If it is beyond your scope, the 6D is your only reasonable choice. You do not want yesterday's technology.


----------



## privatebydesign (Mar 28, 2015)

martti said:


> The 5DIII is already below the 2000 dollar limit and it will go further down pretty soon.
> If it is beyond your scope, the 6D is your only reasonable choice. You do not want yesterday's technology.



Stop talking nonesense. The 1DS MkIII might well be 'yesterdays technology' but how many files from them have you worked? The sensor gives absolutely nothing away to the modern cameras other than high iso capabilities, indeed at the low end they are still regarded as the best IQ Canon has ever made.

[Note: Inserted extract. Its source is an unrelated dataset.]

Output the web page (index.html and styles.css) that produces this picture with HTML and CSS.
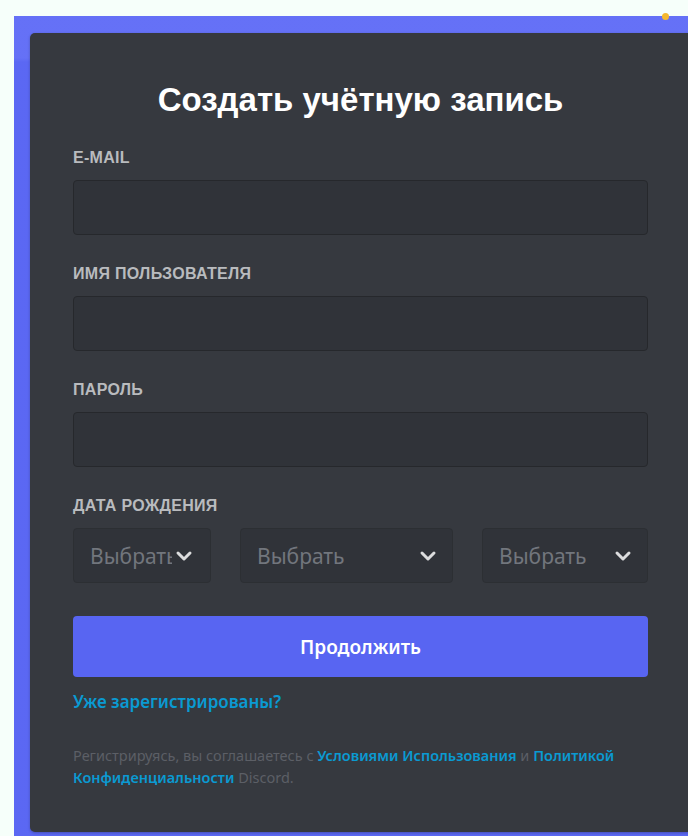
FILE: index.html
```html
<!DOCTYPE html>
<html lang="ru">
<head>
<meta charset="utf-8">
<title>Создать учётную запись</title>
<link rel="stylesheet" href="styles.css">
</head>
<body>
<div class="backdrop">
  <span class="spark"></span>
  <form class="card" onsubmit="return false">
    <h1 class="title">Создать учётную запись</h1>

    <div class="field">
      <label class="label" for="email">E-MAIL</label>
      <input class="input" id="email" type="email">
    </div>

    <div class="field">
      <label class="label" for="username">ИМЯ ПОЛЬЗОВАТЕЛЯ</label>
      <input class="input" id="username" type="text">
    </div>

    <div class="field">
      <label class="label" for="password">ПАРОЛЬ</label>
      <input class="input" id="password" type="password">
    </div>

    <div class="field field-last">
      <span class="label">ДАТА РОЖДЕНИЯ</span>
      <div class="dob">
        <div class="select select-day">
          <span class="select-text">Выбрать</span>
          <svg class="chevron" viewBox="0 0 24 24"><path d="M6 9l6 6 6-6"/></svg>
        </div>
        <div class="select select-month">
          <span class="select-text">Выбрать</span>
          <svg class="chevron" viewBox="0 0 24 24"><path d="M6 9l6 6 6-6"/></svg>
        </div>
        <div class="select select-year">
          <span class="select-text">Выбрать</span>
          <svg class="chevron" viewBox="0 0 24 24"><path d="M6 9l6 6 6-6"/></svg>
        </div>
      </div>
    </div>

    <button class="submit" type="submit">Продолжить</button>

    <a class="login-link" href="#">Уже зарегистрированы?</a>

    <p class="terms">Регистрируясь, вы соглашаетесь с <a href="#">Условиями Использования</a> и <a href="#">Политикой Конфиденциальности</a> Discord.</p>
  </form>
</div>
</body>
</html>
```

FILE: styles.css
```css
html, body {
  margin: 0;
  padding: 0;
  height: 100%;
  overflow: hidden;
}

body {
  background: #f6fffa;
}

.backdrop {
  position: relative;
  margin: 16px 0 0 14px;
  padding: 17px 0 40px 16px;
  background:
    linear-gradient(180deg, rgba(125, 135, 255, 0.35) 0, rgba(125, 135, 255, 0.35) 42px, rgba(125, 135, 255, 0.08) 46px),
    #5865f2;
}

.spark {
  position: absolute;
  top: -3px;
  left: 648px;
  width: 7px;
  height: 7px;
  border-radius: 50%;
  background: #f5b82e;
}

.card {
  box-sizing: border-box;
  width: 661px;
  padding: 47px 43px 44px;
  background: #36393f;
  border-radius: 5px 0 0 5px;
  box-shadow: 0 1px 3px rgba(0, 0, 0, 0.25);
  font-family: "Liberation Sans", Arial, sans-serif;
}

.title {
  margin: 0 0 29px;
  font-size: 33px;
  line-height: 40px;
  font-weight: 700;
  color: #ffffff;
  text-align: center;
}

.field {
  margin-bottom: 30px;
}

.field-last {
  margin-bottom: 33px;
}

.label {
  display: block;
  margin-bottom: 13px;
  font-size: 16px;
  line-height: 18px;
  font-weight: 700;
  color: #b9bbbe;
  letter-spacing: 0.3px;
}

.input {
  display: block;
  box-sizing: border-box;
  width: 100%;
  height: 55px;
  margin: 0;
  padding: 0 14px;
  background: #303339;
  border: 1px solid #26282c;
  border-radius: 4px;
  outline: none;
  color: #dcddde;
  font-size: 20px;
}

.dob {
  display: flex;
  gap: 29px;
}

.select {
  box-sizing: border-box;
  display: flex;
  align-items: center;
  height: 55px;
  padding: 0 12px 0 16px;
  background: #303339;
  border: 1px solid #2c2f33;
  border-radius: 4px;
  overflow: hidden;
}

.select-day { width: 138px; padding-right: 14px; }
.select-month { width: 213px; }
.select-year { width: 166px; }

.select-text {
  flex: 1;
  min-width: 0;
  overflow: hidden;
  white-space: nowrap;
  font-family: "Noto Sans", "Open Sans", sans-serif;
  font-size: 21px;
  color: #72767d;
}

.chevron {
  flex: none;
  width: 24px;
  height: 24px;
  fill: none;
  stroke: #dcddde;
  stroke-width: 3;
  stroke-linecap: round;
  stroke-linejoin: round;
}

.submit {
  display: block;
  width: 100%;
  height: 61px;
  margin: 0 0 14px;
  background: #5865f2;
  border: 0;
  border-radius: 4px;
  color: #ffffff;
  font-family: "Noto Sans", "Open Sans", sans-serif;
  font-size: 19px;
  font-weight: 600;
  cursor: pointer;
}

.login-link {
  display: inline-block;
  font-family: "Noto Sans", "Open Sans", sans-serif;
  font-size: 17px;
  font-weight: 600;
  line-height: 22px;
  color: #0a9ad2;
  text-decoration: none;
}

.terms {
  margin: 31px 0 0;
  font-family: "Noto Sans", "Open Sans", sans-serif;
  font-size: 14.5px;
  line-height: 22px;
  color: #5c5f66;
}

.terms a {
  color: #0a9ad2;
  font-weight: 600;
  text-decoration: none;
}
```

The AF system is leagues above the 6D system and the metering, viewfinder, build quality, and battery, amongst other things, betters both the 6D and the 5D MkIII. It is also much cheaper than a naked 5D MkIII and includes a grip.


----------



## Philshoz (Mar 28, 2015)

Thanks for more info but as it says in the title...."on a budget"

A secondhand 5D III over here will be at least 2,000€ in top condition.

I want to spend 1,000€ max, that's just over 1k $ right now. 

I have pointed out in other posts you are lucky in the US to get fantastic value for money when buying your kit. Spare a moment for poor old France with it's terrible €uro rates...!!

As for switching to Nikon, yikes.


----------



## martti (Mar 28, 2015)

1.4 kg of technology from 2008


----------



## martti (Mar 28, 2015)

Oui, la France...ici, on peut trouver, a ce prix-la, un 5DII si le vendeur est deseperé...
Un 5D, j'ai vu sur Leboncoin a 500 euros. On peut toujours discuter, celui avec le fric c'est lui le roi...


----------



## privatebydesign (Mar 28, 2015)

martti said:


> 1.4 kg of technology from 2008



And clearly you are not considering the 'budget' part of the question and you have never worked with 1Ds MkIII files.


----------



## Marsu42 (Mar 28, 2015)

Sporgon said:


> Marsu42 said:
> 
> 
> > The sensor of the 6d is bumped up significantly concerning the banding even on low iso, and has better dynamic range (well, better for Canon that is
> ...



To clarify: I didn't say it's an "issue", but that it's "significant" . That's to me, of course, depending on shooting and post style, if you can bracket or not, ymmv.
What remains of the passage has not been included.